### Objective
Check every line of the material below for the string "this", and return the ones that have it.
** Begin **
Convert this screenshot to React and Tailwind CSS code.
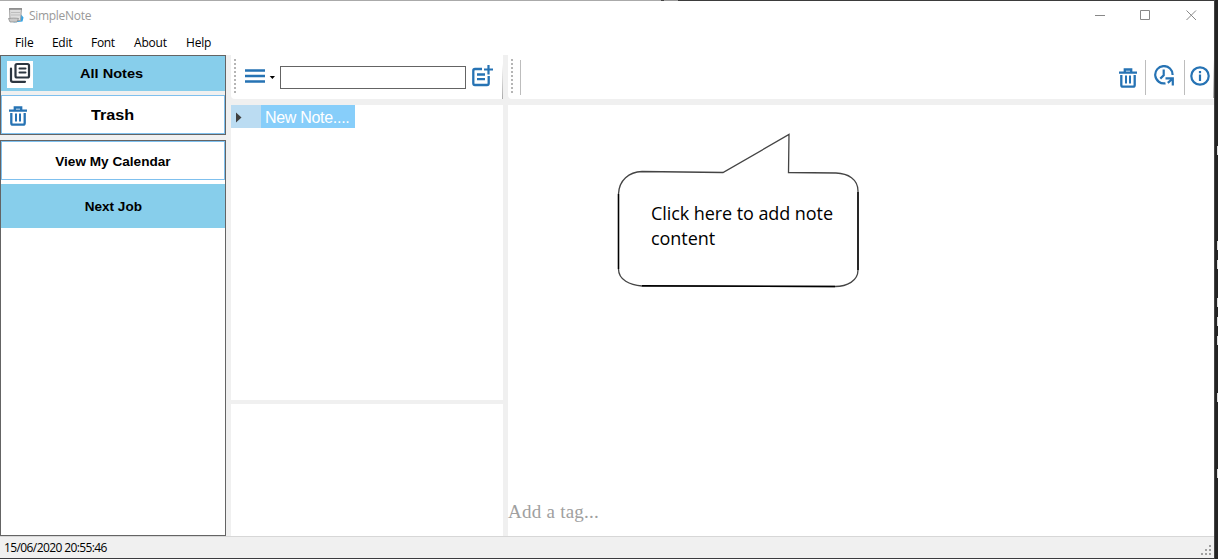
import React from "react";

const UI = "font-['Open_Sans','Noto_Sans',sans-serif]";
const SANS = "font-['Liberation_Sans',Arial,sans-serif]";

function AppIcon() {
  return (
    <svg width="16" height="17" viewBox="0 0 16 17" className="shrink-0">
      <path d="M12 6L15.500 10.500L14.500 14.500L5 15.500L10 13Z" fill="#35a4e4" />
      <path d="M1.500 1.500H13.500L12.500 13.500H2Z" fill="#dedede" stroke="#a2a2a2" />
      <path d="M1 2H14" stroke="#888" strokeWidth="1.500" />
      <path d="M3 5.500H12M3 8H12" stroke="#bdbdbd" />
      <path d="M.5 11.500C4 11 8 11 10.500 11.500L9 15H2Z" fill="#c9c9c9" stroke="#888" strokeWidth=".7" />
    </svg>
  );
}

function NotesIcon() {
  return (
    <svg width="26" height="27" viewBox="0 0 26 27" fill="none" stroke="#2c3640" strokeWidth="2.200" strokeLinecap="round" className="shrink-0 bg-white">
      <rect x="8.500" y="3" width="13.500" height="13.500" rx="1.500" />
      <path d="M12.500 7.500H18.500M12.500 11.500H18.500" strokeWidth="2" />
      <path d="M4 7.500V19Q4 20.800 5.800 20.800H18" />
    </svg>
  );
}

function TrashIcon() {
  return (
    <svg width="18" height="20" viewBox="0 0 18 20" fill="none" stroke="#2673b4" strokeWidth="2.300" className="shrink-0">
      <path d="M0 4.600H18M5.800 4V1.500H12.200V4" />
      <path d="M2.300 7V17Q2.300 18.700 4 18.700H14Q15.700 18.700 15.700 17V7" />
      <path d="M7 7.500V15.500M11 7.500V15.500" strokeWidth="2" />
    </svg>
  );
}

function AddNoteIcon() {
  return (
    <svg width="21" height="22" viewBox="0 0 21 22" fill="none" stroke="#2673b4" strokeWidth="2.300" className="shrink-0">
      <path d="M10 4H3Q1.300 4 1.300 5.700V18.300Q1.300 20 3 20H15Q16.700 20 16.700 18.300V11" />
      <path d="M5 9.500H13M5 14.200H13" />
      <path d="M16.500 0V9.500M12 4.500H21" strokeWidth="2.200" />
    </svg>
  );
}

function HistoryIcon() {
  return (
    <svg width="21" height="21" viewBox="0 0 21 21" fill="none" stroke="#2673b4" strokeWidth="2.200" className="shrink-0">
      <path d="M18.600 10A8.700 8.700 0 1 0 11.500 18.300" />
      <path d="M9.700 4.500V10.200L6.300 13.600" />
      <path d="M11.500 13.300H18.800V20.500M18.300 14L13.800 17.800" />
    </svg>
  );
}

function InfoIcon() {
  return (
    <svg width="20" height="20" viewBox="0 0 20 20" fill="none" stroke="#2673b4" strokeWidth="2.200" className="shrink-0">
      <circle cx="10" cy="10" r="8.700" />
      <path d="M10 8.500V15M10 5V7.200" />
    </svg>
  );
}

function Grip() {
  return (
    <div className="flex w-0.5 shrink-0 flex-col gap-0.5">
      {Array.from({ length: 9 }, (_, i) => (
        <i key={i} className="h-0.5 w-0.5 bg-[#b5b5b5]" />
      ))}
    </div>
  );
}

function TitleBar() {
  return (
    <header className={`flex h-[29px] shrink-0 items-start pl-2 text-[#999] ${UI}`}>
      <div className="pt-[6px]"><AppIcon /></div>
      <span className="ml-[5px] pt-[6px] text-[12px] leading-[18px] tracking-[-0.3px]">SimpleNote</span>
      <svg width="102" height="12" viewBox="0 0 102 12" fill="none" stroke="#888" className="mt-[8px] mr-[17px] ml-auto shrink-0">
        <path d="M0 6.500H10M45.500 1.500H54.500V10.500H45.500ZM91.500 1.500L101 11M101 1.500L91.500 11" />
      </svg>
    </header>
  );
}

function MenuBar() {
  return (
    <nav className={`flex h-[25px] shrink-0 pt-1 pl-[15px] text-[12px] leading-[18px] text-black ${UI}`}>
      <span className="w-[37px] tracking-[-0.1px]">File</span>
      <span className="w-[39px] tracking-[-0.3px]">Edit</span>
      <span className="w-[43px] tracking-[-0.3px]">Font</span>
      <span className="w-[52px] tracking-[-0.2px]">About</span>
      <span className="tracking-[-0.2px]">Help</span>
    </nav>
  );
}

function Sidebar() {
  return (
    <aside className={`flex w-[226px] shrink-0 flex-col font-bold text-black ${SANS}`}>
      <div className="flex h-20 shrink-0 flex-col gap-1 border border-[#646464] bg-[#f0f0f0]">
        <div className="flex h-[35px] shrink-0 items-start bg-[#87ceeb] pt-[5px] pl-1.5">
          <NotesIcon />
          <span className="mt-[4px] ml-[47px] origin-left scale-x-[1.12] text-[13px] leading-[18px]">All Notes</span>
        </div>
        <div className="flex flex-1 items-start border border-[#7fc0ee] bg-white pt-[10px] pl-[7px]">
          <TrashIcon />
          <span className="ml-[64px] origin-left scale-x-[1.08] text-[15px] leading-[18px]">Trash</span>
        </div>
      </div>
      <div className="mt-[5px] flex flex-1 flex-col border border-[#646464] bg-white text-center">
        <div className="h-[39px] shrink-0 border border-[#7fc0ee] pt-[11px] text-[12px] leading-[18px]">
          <span className="inline-block scale-x-[1.133]">View My Calendar</span>
        </div>
        <div className="mt-1 h-11 bg-[#87ceeb] pt-[14px] text-[12px] leading-[18px]">
          <span className="inline-block scale-x-[1.13]">Next Job</span>
        </div>
      </div>
    </aside>
  );
}

function NoteList() {
  return (
    <section className="flex w-[272px] shrink-0 flex-col">
      <div className="flex h-11 shrink-0 items-start rounded-bl bg-white pt-1 pl-[3px]">
        <Grip />
        <svg width="30" height="16" viewBox="0 0 30 16" className="mt-[9px] ml-[9px] shrink-0">
          <path d="M0 2.500H20M0 8H20M0 13.500H20" stroke="#2673b4" strokeWidth="2.300" />
          <path d="M24.700 8H30L27.400 11Z" fill="#000" />
        </svg>
        <input className="mt-[7px] ml-[5px] h-[23px] w-[186px] border border-[#646464] bg-white outline-none" />
        <div className="mt-[6px] ml-[6px]"><AddNoteIcon /></div>
        <div className="mt-[5px] ml-auto h-[35px] w-px bg-linear-to-b from-white to-[#aaa]" />
      </div>
      <div className="mt-1.5 h-[295px] shrink-0 bg-white">
        <div className="flex h-[23px] w-[124px] bg-[#87cefa]">
          <div className="flex w-[30px] items-center bg-[#bbdcf2] pt-[2px] pl-[5px]">
            <svg width="6" height="11" viewBox="0 0 6 11"><path d="M0 .5L5.500 5.500L0 10.500Z" fill="#404040" /></svg>
          </div>
          <span className={`pt-[3px] pl-1 text-[16px] leading-5 tracking-[-0.3px] whitespace-nowrap text-white ${SANS}`}>New Note....</span>
        </div>
      </div>
      <div className="mt-1 flex-1 bg-white" />
    </section>
  );
}

function Bubble() {
  return (
    <div className="relative h-[160px] w-[244px]">
      <svg width="244" height="160" viewBox="0 0 244 160" fill="none" className="absolute inset-0">
        <path d="M26 41.500L107 42.500L173 4.500L172.500 42.500L220 43C232 43.500 242 49 242 61V140C242 151 231 156.500 219 156.500L26 156C14 155 2.500 150 2.500 139V64C3 50 13 42 26 41.500Z" stroke="#444" strokeWidth="1.300" />
        <path d="M2.500 64V139M26 155.800L219 156.500M242 62V140" stroke="#000" strokeWidth="1.400" />
      </svg>
      <p className="relative pt-[71px] pl-[35px] font-['Open_Sans','Noto_Sans',sans-serif] text-[18px] leading-[25px] tracking-[-0.07px] whitespace-nowrap text-black">
        Click here to add note<br />content
      </p>
    </div>
  );
}

function Editor() {
  return (
    <section className="ml-[5px] flex min-w-0 flex-1 flex-col">
      <div className="flex h-11 shrink-0 items-start rounded-bl bg-white pt-1 pl-[3px]">
        <Grip />
        <div className="mt-px ml-[7px] h-[35px] w-px bg-[#bdbdbd]" />
        <div className="ml-auto pt-[9px]"><TrashIcon /></div>
        <div className="mt-px ml-2 h-[35px] w-px bg-[#bdbdbd]" />
        <div className="ml-2 pt-[6px]"><HistoryIcon /></div>
        <div className="mt-px ml-[9px] h-[35px] w-px bg-[#bdbdbd]" />
        <div className="mr-[3px] ml-[5px] pt-[7px]"><InfoIcon /></div>
        <div className="h-[39px] w-px bg-linear-to-b from-white to-[#aaa]" />
      </div>
      <div className="mt-1.5 flex flex-1 flex-col justify-between bg-white">
        <div className="pt-[25px] pl-[108px]"><Bubble /></div>
        <p className="pb-[12px] font-['Liberation_Serif',serif] text-[19px] leading-6 tracking-[0.25px] text-[#a0a0a0]">Add a tag...</p>
      </div>
    </section>
  );
}

function StatusBar() {
  return (
    <footer className={`flex h-[22px] shrink-0 justify-between border-t border-[#d7d7d7] bg-[#f0f0f0] pl-1 text-black ${UI}`}>
      <span className="pt-[2px] text-[12px] leading-[18px] tracking-[-0.6px]">15/06/2020 20:55:46</span>
      <svg width="11" height="11" viewBox="0 0 11 11" className="mt-2 mr-[3px]" fill="#a0a0a0">
        <path d="M9 0h2v2h-2zM5 4h2v2h-2zM9 4h2v2h-2zM1 8h2v2h-2zM5 8h2v2h-2zM9 8h2v2h-2z" />
      </svg>
    </footer>
  );
}

export default function App() {
  return (
    <div className="flex h-[559px] w-[1218px] overflow-hidden bg-[#242424]">
      <div className="flex w-[1214px] shrink-0 flex-col bg-white">
        <div className="flex h-px shrink-0 bg-[#aaa]">
          <i className="ml-[661px] w-[3px] bg-[#444]" />
          <i className="w-[14px] bg-[#999]" />
          <i className="flex-1 bg-[#3b3b3b]" />
        </div>
        <TitleBar />
        <MenuBar />
        <main className="flex min-h-0 flex-1 bg-[#f0f0f0]">
          <Sidebar />
          <div className="w-[5px] shrink-0" />
          <NoteList />
          <Editor />
        </main>
        <StatusBar />
        <div className="h-px shrink-0 bg-[#3b3b3f]" />
      </div>
      <div className="w-px bg-[#444]" />
      <svg width="3" height="559" viewBox="0 0 3 559" className="shrink-0">
        <path d="M2.500 146v9M2.500 241v9M2.500 260v9M2.500 298v9M2.500 317v9M2.500 336v9M2.500 393v9M2.500 469v9" stroke="#ddd" />
      </svg>
    </div>
  );
}
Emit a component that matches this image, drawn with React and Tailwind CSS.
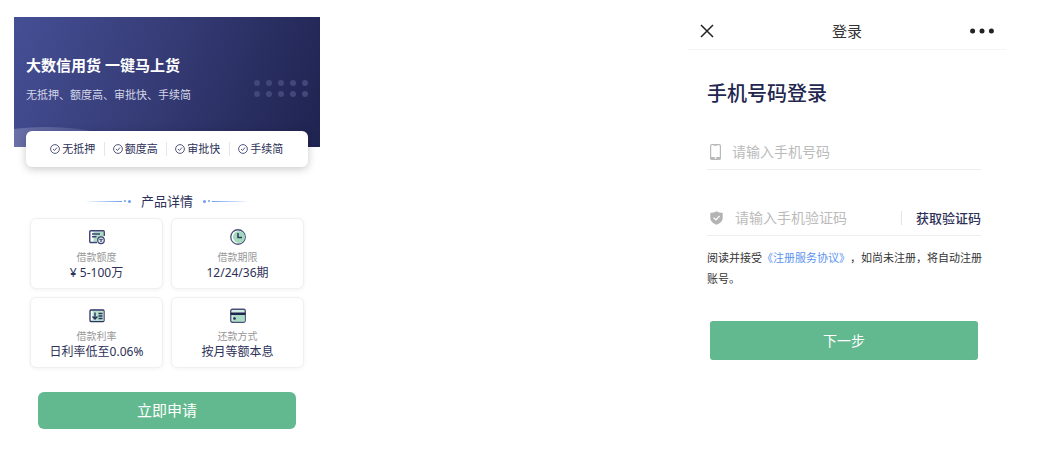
import React, { useState } from "react";

const tags = ["无抵押", "额度高", "审批快", "手续简"];

const CheckIcon = () => (
  <svg viewBox="0 0 20 20" className="w-[10px] h-[10px] shrink-0" fill="none" stroke="#4b4f76" strokeWidth="1.9" aria-hidden="true">
    <circle cx="10" cy="10" r="8.8" />
    <path d="M6 10l3 3 5-6" />
  </svg>
);

const AmountIcon = () => (
  <svg viewBox="0 0 32 32" className="w-4 h-4" fill="none" stroke="#3f4374" strokeWidth="2.8" aria-hidden="true">
    <rect x="9" y="5" width="20" height="20" fill="#a9dcc2" stroke="none" />
    <path d="M16 27H3.5a2 2 0 0 1-2-2V5.5a2 2 0 0 1 2-2h25a2 2 0 0 1 2 2V14" />
    <path d="M6 10h16M6 15.5h9" />
    <circle cx="24" cy="22.5" r="6.6" fill="#dfeeea" strokeWidth="2.4" />
    <path d="M24 26v-5M21 20l3 2.6 3-2.6" strokeWidth="2.4" />
  </svg>
);

const ClockIcon = () => (
  <svg viewBox="0 0 32 32" className="w-4 h-4" fill="none" stroke="#4a4e7a" strokeWidth="2.6" aria-hidden="true">
    <circle cx="16" cy="16" r="14.5" fill="#ffffff" />
    <circle cx="18" cy="16" r="12" fill="#a3dabd" stroke="none" />
    <path d="M16 8v9h8" stroke="#2f3566" strokeWidth="3" />
  </svg>
);

const RateIcon = () => (
  <svg viewBox="0 0 32 32" className="w-4 h-4" fill="none" stroke="#2c3160" strokeWidth="2.6" aria-hidden="true">
    <rect x="2" y="4" width="28" height="23" rx="2" fill="#ffffff" />
    <rect x="7" y="6" width="22" height="20" fill="#b5e2ca" stroke="none" />
    <path d="M12 9v13M7 17l5 5 5-5" strokeWidth="2.8" />
    <path d="M19 11h8M19 16h8M19 21h8" />
  </svg>
);

const CardIcon = () => (
  <svg viewBox="0 0 32 32" className="w-4 h-4" fill="none" stroke="#4a4e7a" strokeWidth="2.6" aria-hidden="true">
    <rect x="1.5" y="2.5" width="29" height="26" rx="3" fill="#d3ede1" />
    <path d="M6 14h23v13H6z" fill="#a9dcc2" stroke="none" />
    <path d="M1 11.5h30" stroke="#22264f" strokeWidth="5" />
    <circle cx="9" cy="21" r="2.6" fill="#22264f" stroke="none" />
  </svg>
);

const details = [
  { label: "借款额度", value: "¥ 5-100万", Icon: AmountIcon },
  { label: "借款期限", value: "12/24/36期", Icon: ClockIcon },
  { label: "借款利率", value: "日利率低至0.06%", Icon: RateIcon },
  { label: "还款方式", value: "按月等额本息", Icon: CardIcon },
];

const ProductPage = () => (
  <section className="w-full max-w-[306px] pt-[17px] text-[#2d3158]">
    {/* Banner */}
    <div className="relative overflow-hidden bg-linear-110 from-[#454f95] via-[#343a73] to-[#1f2350] px-3 pt-[38px] pb-11">
      <h1 className="text-[15px] leading-5 font-bold text-white">大数信用货 一键马上货</h1>
      <p className="mt-3 text-[11px] leading-4 text-[#d5d7e8]">无抵押、额度高、审批快、手续简</p>
      <div className="absolute right-3 top-[63px] grid grid-cols-5 gap-x-[6px] gap-y-[5px]">
        {Array.from({ length: 10 }, (_, i) => (
          <span key={i} className="w-[6px] h-[6px] rounded-full bg-[#43477a]" />
        ))}
      </div>
      <div className="absolute -left-12 top-[110px] w-40 h-12 rounded-[50%] bg-linear-to-r from-[#7d82b4] to-[#434a8a]" />
    </div>

    {/* Selling points */}
    <ul className="relative -mt-4 mx-3 px-4 py-[11px] grid grid-cols-4 rounded-md bg-white shadow-[0_2px_8px_rgba(0,0,0,0.22)] divide-x divide-[#e6e6ea]">
      {tags.map((tag) => (
        <li key={tag} className="flex items-center justify-center gap-[2px] text-[11px] leading-[14px]">
          <CheckIcon />
          {tag}
        </li>
      ))}
    </ul>

    {/* Details */}
    <div className="mt-6 flex items-center justify-center gap-[10px]">
      <div className="flex items-center gap-[2px]">
        <span className="w-[38px] h-px bg-linear-to-r from-transparent to-[#6f9ff5]" />
        <span className="w-[2px] h-[2px] rounded-full bg-[#6f9ff5]" />
        <span className="w-[3px] h-[3px] rounded-full bg-[#6f9ff5]" />
      </div>
      <h2 className="text-[13px] leading-5">产品详情</h2>
      <div className="flex items-center gap-[2px]">
        <span className="w-[3px] h-[3px] rounded-full bg-[#6f9ff5]" />
        <span className="w-[2px] h-[2px] rounded-full bg-[#6f9ff5]" />
        <span className="w-[38px] h-px bg-linear-to-l from-transparent to-[#6f9ff5]" />
      </div>
    </div>
    <div className="mt-[7px] px-4 grid grid-cols-2 gap-2">
      {details.map(({ label, value, Icon }) => (
        <div
          key={label}
          className="flex flex-col items-center pt-[10px] pb-[6px] rounded-md border border-[#f0f0f0] bg-white shadow-[0_1px_4px_rgba(0,0,0,0.05)]"
        >
          <Icon />
          <p className="mt-[5px] text-[10px] leading-[14px] text-[#999999]">{label}</p>
          <p className="text-[12px] leading-[18px]">{value}</p>
        </div>
      ))}
    </div>

    <div className="mt-6 px-6">
      <button type="button" className="w-full rounded-md bg-[#63b98f] py-2 text-[15px] leading-[21px] text-white">
        立即申请
      </button>
    </div>
  </section>
);

const LoginPage = () => {
  const [phone, setPhone] = useState("");
  const [code, setCode] = useState("");

  return (
    <section className="w-full max-w-[318px] text-[#333333]">
      {/* Nav bar */}
      <header className="flex items-center justify-between pt-[21px] pb-2 px-3 border-b border-[#f5f5f5]">
        <button type="button" aria-label="关闭" className="w-6">
          <svg viewBox="0 0 14 14" className="w-[14px] h-[14px]" fill="none" stroke="#222222" strokeWidth="1.5">
            <path d="M1 1l12 12M13 1L1 13" />
          </svg>
        </button>
        <h2 className="text-[15px] leading-5">登录</h2>
        <button type="button" aria-label="更多">
          <svg viewBox="0 0 24 6" className="w-6 h-[6px]" fill="#222222">
            <circle cx="2.6" cy="3" r="2.5" />
            <circle cx="12" cy="3" r="2.5" />
            <circle cx="21.4" cy="3" r="2.5" />
          </svg>
        </button>
      </header>

      <form className="pl-[19px] pr-[25px]" onSubmit={(e) => e.preventDefault()}>
        <h1 className="mt-7 text-[20px] leading-8 font-medium text-[#23274f]">手机号码登录</h1>

        <div className="mt-6 flex items-center h-9 border-b border-[#eeeeee]">
          <label htmlFor="phone" aria-label="手机号码" className="w-[25px] pl-[3px] shrink-0">
            <svg viewBox="0 0 11 16" className="w-[11px] h-4" fill="none" stroke="#b9b9b9">
              <rect x="0.6" y="0.6" width="9.8" height="14.8" rx="1.4" strokeWidth="1.2" />
              <path d="M0.6 14.2h9.8" strokeWidth="2.4" />
              <path d="M4 1.2h3" strokeWidth="1" />
              <circle cx="5.5" cy="14" r="0.9" fill="#ffffff" stroke="none" />
            </svg>
          </label>
          <input
            id="phone"
            type="tel"
            value={phone}
            onChange={(e) => setPhone(e.target.value)}
            placeholder="请输入手机号码"
            className="min-w-0 flex-1 text-[14px] leading-5 outline-none placeholder:text-[#bbbbbb]"
          />
        </div>

        <div className="mt-[30px] flex items-center h-9 border-b border-[#eeeeee]">
          <label htmlFor="code" aria-label="验证码" className="w-7 pl-[3px] shrink-0">
            <svg viewBox="0 0 13 14" className="w-[13px] h-[14px]">
              <path d="M6.5 0.3C8.4 1.3 10.4 1.8 12.7 1.8V7c0 3.2-2.3 5.3-6.2 6.7C2.6 12.3 0.3 10.2 0.3 7V1.8C2.6 1.8 4.6 1.3 6.5 0.3z" fill="#b3b3b3" />
              <path d="M3.6 6.6l2.3 2.3 3.7-4" fill="none" stroke="#ffffff" strokeWidth="1.3" />
            </svg>
          </label>
          <input
            id="code"
            type="text"
            value={code}
            onChange={(e) => setCode(e.target.value)}
            placeholder="请输入手机验证码"
            className="min-w-0 flex-1 text-[14px] leading-5 outline-none placeholder:text-[#bbbbbb]"
          />
          <button type="button" className="pl-[14px] border-l border-[#e5e5e5] text-[13px] leading-[14px] font-medium text-[#2d3158]">
            获取验证码
          </button>
        </div>

        <p className="mt-[11px] -mr-2 text-[11px] leading-[21px] [text-spacing-trim:space-all]">
          阅读并接受<a href="#agreement" className="text-[#5b93f0]">《注册服务协议》</a>，如尚未注册，将自动注册账号。
        </p>

        <div className="mt-8 px-[3px]">
          <button type="submit" className="w-full rounded-[3px] bg-[#63b98f] py-[9px] text-[14px] leading-[21px] text-white">
            下一步
          </button>
        </div>
      </form>
    </section>
  );
};

const App = () => (
  <main className="flex justify-between gap-8 bg-white pl-[14px] pr-[47px] font-['Noto_Sans','Noto_Sans_CJK_SC',sans-serif]">
    <ProductPage />
    <LoginPage />
  </main>
);

export default App;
** End **
### Completed exercise
Convert this screenshot to React and Tailwind CSS code.
Emit a component that matches this image, drawn with React and Tailwind CSS.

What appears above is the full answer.